This week, the Meals On Wheels program for senior citizens will run out of money. Half the Head Start programs in the country will run out of money within the month. The Centers for Disease Control tracking system cannot accurately keep up with the flu outbreak in the midwest. On an average day, 260 small businesses are being denied $40 million in capital – loans that would create new jobs for Americans.
We are not able to enforce our trade laws to protect our workers and our products. We’re not able to weatherize homes in this winter to protect the elderly from the cold.
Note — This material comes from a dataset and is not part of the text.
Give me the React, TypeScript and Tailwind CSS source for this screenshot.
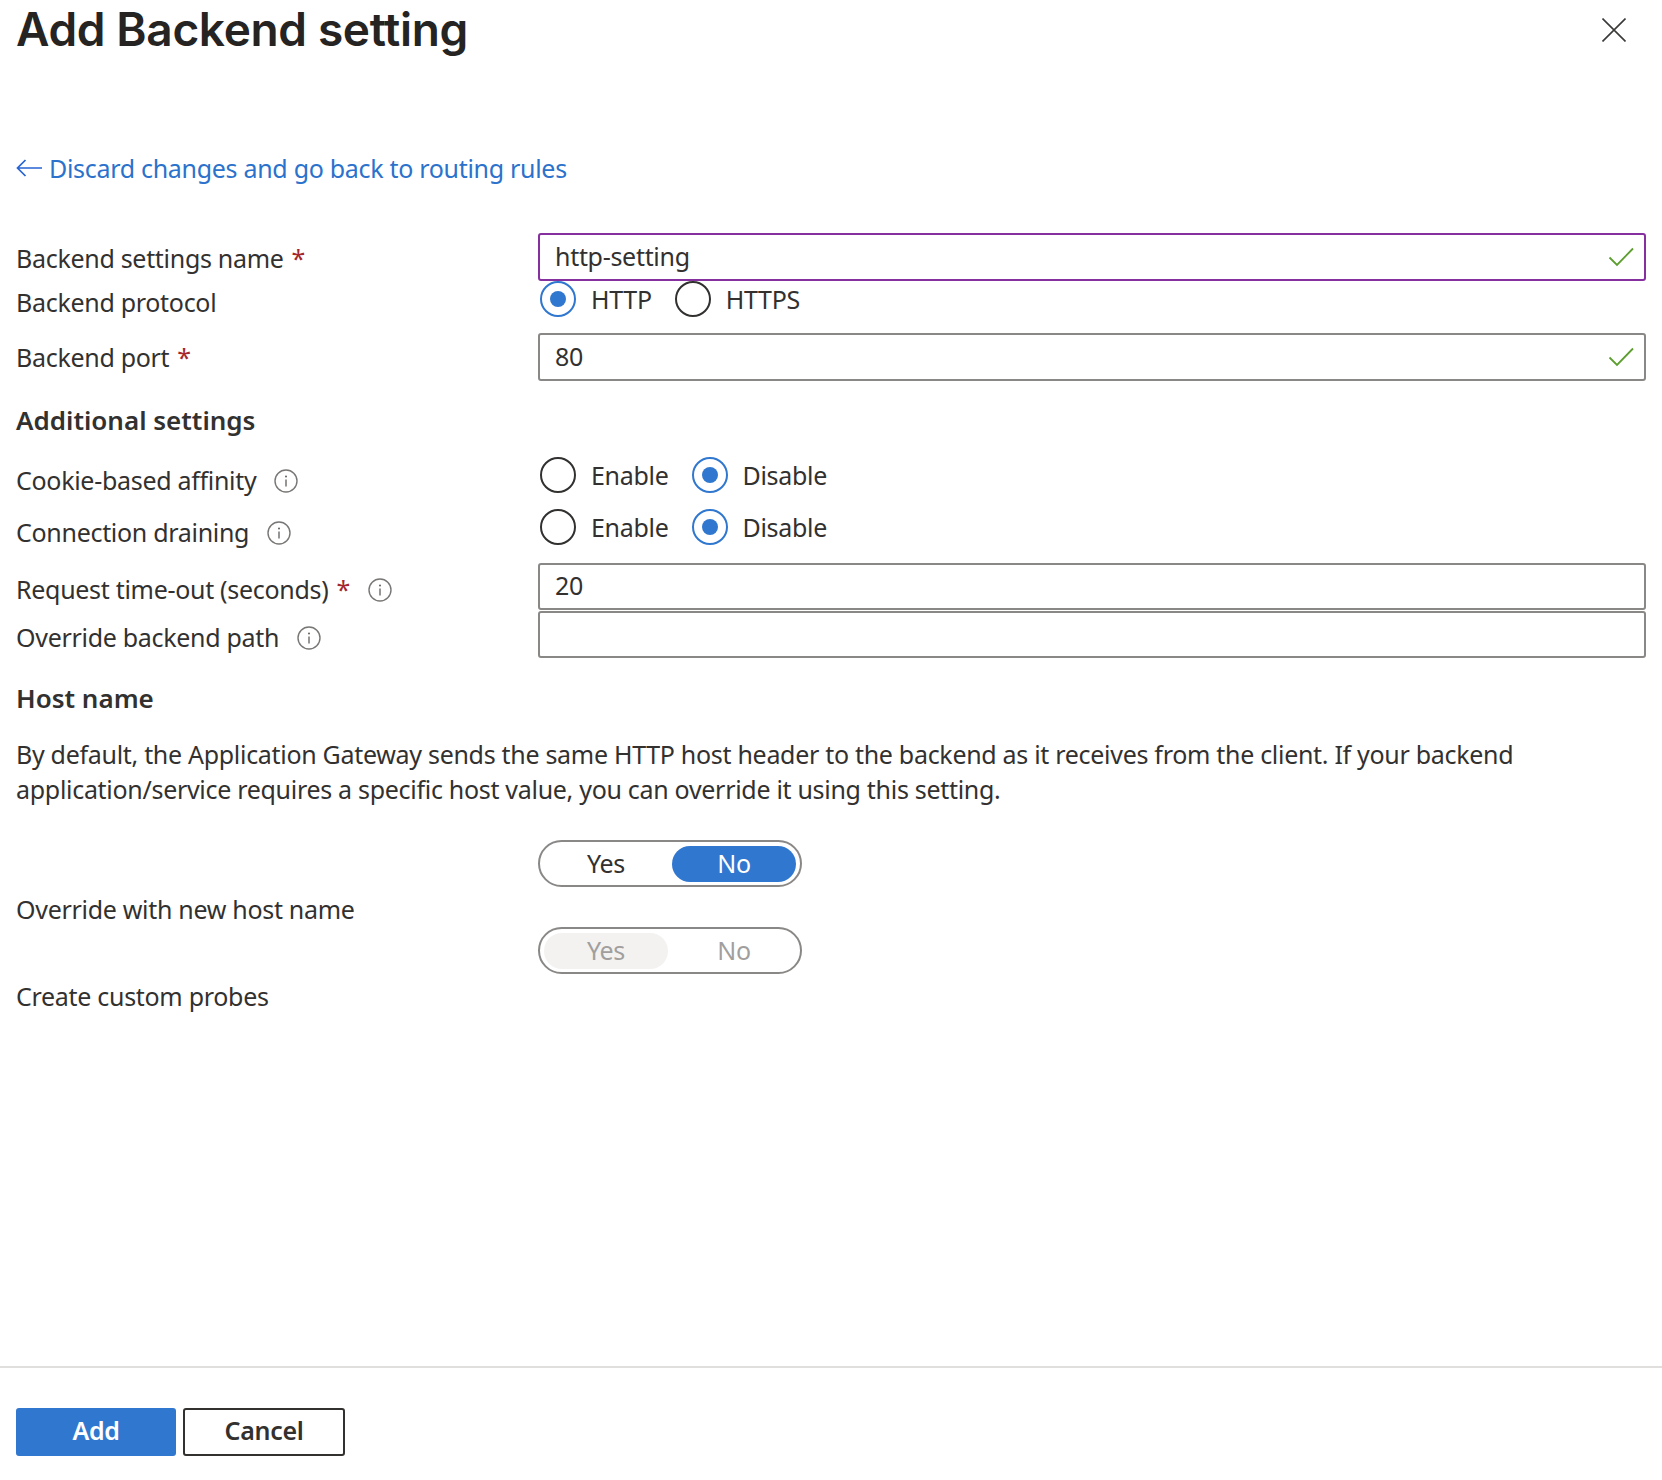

Yesterday, the Environmental Protection Agency shut down toxic waste cleanups at 32 sites across America. Every day, 240 calls to the Drinking Water Contamination Hotline now go unanswered. The EPA’s efforts to prevent cryptosporidium from contaminating city water supplies, something that proved a deadly threat in the city of Milwaukee, have been badly delayed. EPA enforcement efforts have completely stopped.
Medicare contractors who serve our elderly are not being paid. Many of them now are dipping into their own pockets to keep health care coming, but they won’t be able to do it for long. Ten states have run out of the funding they use to run our unemployment insurance program, and 15 more will so do so.
Ninety-five percent of all workplace safety activities have been shut down. All sweatshop enforcement has been stopped. And investigations into 3,500 potential cases of pension fraud have ground to a halt.
Two weeks ago when a mill burned down in Massachusetts, workers received immediate assistance for child care, transportation and job training. Last week when 2,000 workers lost their jobs from a Rhode Island factory, the Labor Department could not respond at all.
Medicaid funding that goes to pay for nursing home care, pregnant women, the disabled, and poor children will be exhausted by the end of this month. Every day we are unable to process 2,500 applications for mortgage insurance. That means now a backlog of 20,000 who are losing their home loans – many of them losing their chance to buy their new homes. Funds to pay for drugs, food and supplies at veterans hospitals run out today. And 170,000 veterans did not receive their December educational benefits.
At FEMA, an agency that has been universally praised by Republicans and Democrats alike, the emergency food and shelter program for people facing disasters has run out of funds. And according to Director James Lee Witt, some state emergency management agencies have actually had to shut their operations. We can only hope that they will not suffer a disaster while this occurs.
The Secretary of State reports that this shutdown is adversely affecting the national security of the country. We are running the risk of not being able to maintain our diplomacy abroad. And this shutdown, frankly, is injuring the reputation of the United States around the world. People wonder what is going on.
The shutdown has been especially devastating to hundreds of thousands of dedicated public servants who work for the American people through the federal government. Some of them have actually had their phones cut off, or can no longer pay for child care because they are working without pay or because they are not permitted to work. Some of those are so dedicated to their mission that they’ve actually tried to go to work and had to be run off.